Records with interface code:
══════

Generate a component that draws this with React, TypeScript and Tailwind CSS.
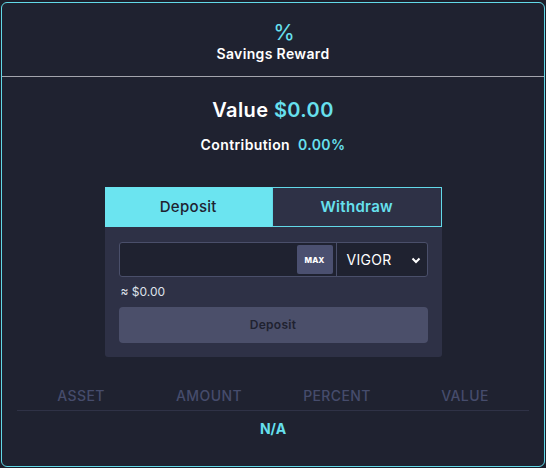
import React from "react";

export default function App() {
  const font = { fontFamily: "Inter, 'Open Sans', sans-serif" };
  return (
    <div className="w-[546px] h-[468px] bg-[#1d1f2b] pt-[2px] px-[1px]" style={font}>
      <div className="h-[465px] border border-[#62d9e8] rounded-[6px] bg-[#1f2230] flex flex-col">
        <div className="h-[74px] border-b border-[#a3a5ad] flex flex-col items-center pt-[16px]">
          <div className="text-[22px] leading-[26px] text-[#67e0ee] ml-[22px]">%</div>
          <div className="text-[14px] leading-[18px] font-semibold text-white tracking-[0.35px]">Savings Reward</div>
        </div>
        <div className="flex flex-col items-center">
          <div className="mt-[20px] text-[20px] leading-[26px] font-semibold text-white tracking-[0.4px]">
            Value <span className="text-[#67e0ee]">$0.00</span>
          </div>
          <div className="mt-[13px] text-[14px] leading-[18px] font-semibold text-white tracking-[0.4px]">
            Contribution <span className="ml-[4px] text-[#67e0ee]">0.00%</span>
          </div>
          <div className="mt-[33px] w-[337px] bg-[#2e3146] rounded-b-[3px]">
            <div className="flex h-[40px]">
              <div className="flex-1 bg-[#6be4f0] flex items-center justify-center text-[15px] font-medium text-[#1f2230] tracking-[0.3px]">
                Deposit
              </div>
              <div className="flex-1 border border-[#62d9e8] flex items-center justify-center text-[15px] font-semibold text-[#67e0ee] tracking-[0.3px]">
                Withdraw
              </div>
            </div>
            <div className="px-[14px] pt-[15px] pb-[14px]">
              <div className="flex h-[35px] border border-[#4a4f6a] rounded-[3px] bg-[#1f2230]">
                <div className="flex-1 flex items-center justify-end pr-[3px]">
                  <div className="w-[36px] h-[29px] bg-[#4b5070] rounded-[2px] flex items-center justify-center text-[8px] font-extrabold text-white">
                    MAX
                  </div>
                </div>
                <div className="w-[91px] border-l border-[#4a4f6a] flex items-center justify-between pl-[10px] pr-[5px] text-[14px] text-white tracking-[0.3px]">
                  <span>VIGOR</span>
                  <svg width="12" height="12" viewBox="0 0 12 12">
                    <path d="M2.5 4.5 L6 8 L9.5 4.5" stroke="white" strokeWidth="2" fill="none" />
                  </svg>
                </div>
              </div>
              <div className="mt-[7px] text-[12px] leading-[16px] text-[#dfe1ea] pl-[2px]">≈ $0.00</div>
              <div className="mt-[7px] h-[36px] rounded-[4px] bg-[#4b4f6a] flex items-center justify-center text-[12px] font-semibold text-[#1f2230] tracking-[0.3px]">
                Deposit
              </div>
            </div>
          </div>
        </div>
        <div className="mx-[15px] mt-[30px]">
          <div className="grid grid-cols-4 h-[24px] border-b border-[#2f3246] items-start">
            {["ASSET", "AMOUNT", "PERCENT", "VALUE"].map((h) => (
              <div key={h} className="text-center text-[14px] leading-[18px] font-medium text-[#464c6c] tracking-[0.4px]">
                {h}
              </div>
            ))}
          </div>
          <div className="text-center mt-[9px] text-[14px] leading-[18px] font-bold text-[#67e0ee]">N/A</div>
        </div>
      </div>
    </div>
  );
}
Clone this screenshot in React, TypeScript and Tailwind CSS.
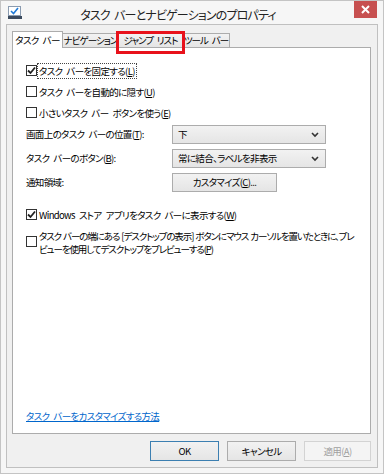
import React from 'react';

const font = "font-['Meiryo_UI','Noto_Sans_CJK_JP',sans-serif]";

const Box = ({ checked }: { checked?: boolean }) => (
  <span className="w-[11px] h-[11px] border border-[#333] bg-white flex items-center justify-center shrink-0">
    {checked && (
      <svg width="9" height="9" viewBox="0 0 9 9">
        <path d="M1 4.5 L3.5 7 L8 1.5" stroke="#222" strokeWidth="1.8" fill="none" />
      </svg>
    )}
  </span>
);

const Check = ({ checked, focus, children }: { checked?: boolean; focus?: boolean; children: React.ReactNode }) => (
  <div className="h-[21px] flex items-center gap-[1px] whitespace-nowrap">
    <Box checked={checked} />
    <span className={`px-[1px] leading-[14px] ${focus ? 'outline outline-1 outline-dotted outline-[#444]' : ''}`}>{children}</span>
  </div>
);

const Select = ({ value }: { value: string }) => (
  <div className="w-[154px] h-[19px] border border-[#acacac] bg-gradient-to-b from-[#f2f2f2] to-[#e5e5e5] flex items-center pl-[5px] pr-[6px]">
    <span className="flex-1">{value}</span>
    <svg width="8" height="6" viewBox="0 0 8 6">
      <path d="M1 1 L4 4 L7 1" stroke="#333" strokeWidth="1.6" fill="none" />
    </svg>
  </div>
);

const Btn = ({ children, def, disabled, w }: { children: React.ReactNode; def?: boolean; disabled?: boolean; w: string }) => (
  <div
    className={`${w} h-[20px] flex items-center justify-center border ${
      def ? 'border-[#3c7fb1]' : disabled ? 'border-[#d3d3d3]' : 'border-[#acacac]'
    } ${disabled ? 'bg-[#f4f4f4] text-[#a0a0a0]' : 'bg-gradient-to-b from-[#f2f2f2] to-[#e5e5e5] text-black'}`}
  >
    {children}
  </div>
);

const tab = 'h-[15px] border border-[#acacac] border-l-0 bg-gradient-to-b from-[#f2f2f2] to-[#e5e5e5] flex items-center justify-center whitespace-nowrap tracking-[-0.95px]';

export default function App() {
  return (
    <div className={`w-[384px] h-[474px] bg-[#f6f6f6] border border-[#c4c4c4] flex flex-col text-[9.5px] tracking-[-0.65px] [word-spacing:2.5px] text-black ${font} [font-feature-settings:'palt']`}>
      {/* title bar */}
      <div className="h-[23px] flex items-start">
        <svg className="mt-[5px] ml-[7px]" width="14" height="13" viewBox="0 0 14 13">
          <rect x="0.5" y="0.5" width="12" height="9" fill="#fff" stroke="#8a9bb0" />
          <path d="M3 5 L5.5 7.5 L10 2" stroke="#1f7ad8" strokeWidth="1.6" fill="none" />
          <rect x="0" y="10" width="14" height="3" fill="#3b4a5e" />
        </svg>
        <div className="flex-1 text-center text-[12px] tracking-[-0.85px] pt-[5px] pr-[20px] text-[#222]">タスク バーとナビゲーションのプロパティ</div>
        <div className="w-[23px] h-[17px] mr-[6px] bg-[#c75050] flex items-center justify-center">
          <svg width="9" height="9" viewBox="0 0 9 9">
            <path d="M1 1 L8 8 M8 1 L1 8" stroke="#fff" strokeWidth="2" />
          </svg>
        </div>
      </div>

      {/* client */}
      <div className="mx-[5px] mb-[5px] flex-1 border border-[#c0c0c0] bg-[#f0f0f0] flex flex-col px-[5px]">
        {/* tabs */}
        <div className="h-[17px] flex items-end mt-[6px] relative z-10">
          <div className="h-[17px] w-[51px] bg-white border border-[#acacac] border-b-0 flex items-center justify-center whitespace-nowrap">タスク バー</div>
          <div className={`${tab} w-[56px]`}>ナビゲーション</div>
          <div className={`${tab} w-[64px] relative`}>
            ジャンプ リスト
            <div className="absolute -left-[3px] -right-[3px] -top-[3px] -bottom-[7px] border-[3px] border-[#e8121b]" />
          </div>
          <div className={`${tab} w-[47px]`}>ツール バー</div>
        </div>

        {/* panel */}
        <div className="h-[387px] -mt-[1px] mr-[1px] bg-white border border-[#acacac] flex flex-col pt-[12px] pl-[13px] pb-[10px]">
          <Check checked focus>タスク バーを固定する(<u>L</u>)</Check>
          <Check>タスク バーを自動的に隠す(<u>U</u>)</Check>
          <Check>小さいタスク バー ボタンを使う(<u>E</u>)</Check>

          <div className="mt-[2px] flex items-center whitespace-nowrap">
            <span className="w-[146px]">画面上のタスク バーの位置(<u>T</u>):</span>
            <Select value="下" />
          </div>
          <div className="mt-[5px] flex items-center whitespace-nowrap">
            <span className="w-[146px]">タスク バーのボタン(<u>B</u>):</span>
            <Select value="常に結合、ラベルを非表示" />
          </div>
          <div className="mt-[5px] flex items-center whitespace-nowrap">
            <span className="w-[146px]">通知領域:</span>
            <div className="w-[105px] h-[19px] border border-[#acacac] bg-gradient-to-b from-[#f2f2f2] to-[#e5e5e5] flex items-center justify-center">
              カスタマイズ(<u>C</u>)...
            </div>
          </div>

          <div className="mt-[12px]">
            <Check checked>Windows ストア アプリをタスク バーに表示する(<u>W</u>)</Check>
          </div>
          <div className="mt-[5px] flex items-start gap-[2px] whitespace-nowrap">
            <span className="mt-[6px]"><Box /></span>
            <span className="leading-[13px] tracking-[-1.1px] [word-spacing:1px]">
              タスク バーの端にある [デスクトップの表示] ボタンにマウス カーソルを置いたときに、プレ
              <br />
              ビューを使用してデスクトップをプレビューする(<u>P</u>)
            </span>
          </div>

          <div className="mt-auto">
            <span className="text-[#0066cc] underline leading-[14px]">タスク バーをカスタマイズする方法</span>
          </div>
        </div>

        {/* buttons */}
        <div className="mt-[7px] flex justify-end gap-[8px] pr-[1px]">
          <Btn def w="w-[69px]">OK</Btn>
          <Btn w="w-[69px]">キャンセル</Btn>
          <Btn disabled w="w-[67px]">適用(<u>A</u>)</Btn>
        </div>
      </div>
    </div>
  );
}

══════

#### [WHAT IS BEING ASKED]
Scan the listing above and copy all lines containing the word "this".

#### [COMPLETED EXERCISE]
Generate a component that draws this with React, TypeScript and Tailwind CSS.
Clone this screenshot in React, TypeScript and Tailwind CSS.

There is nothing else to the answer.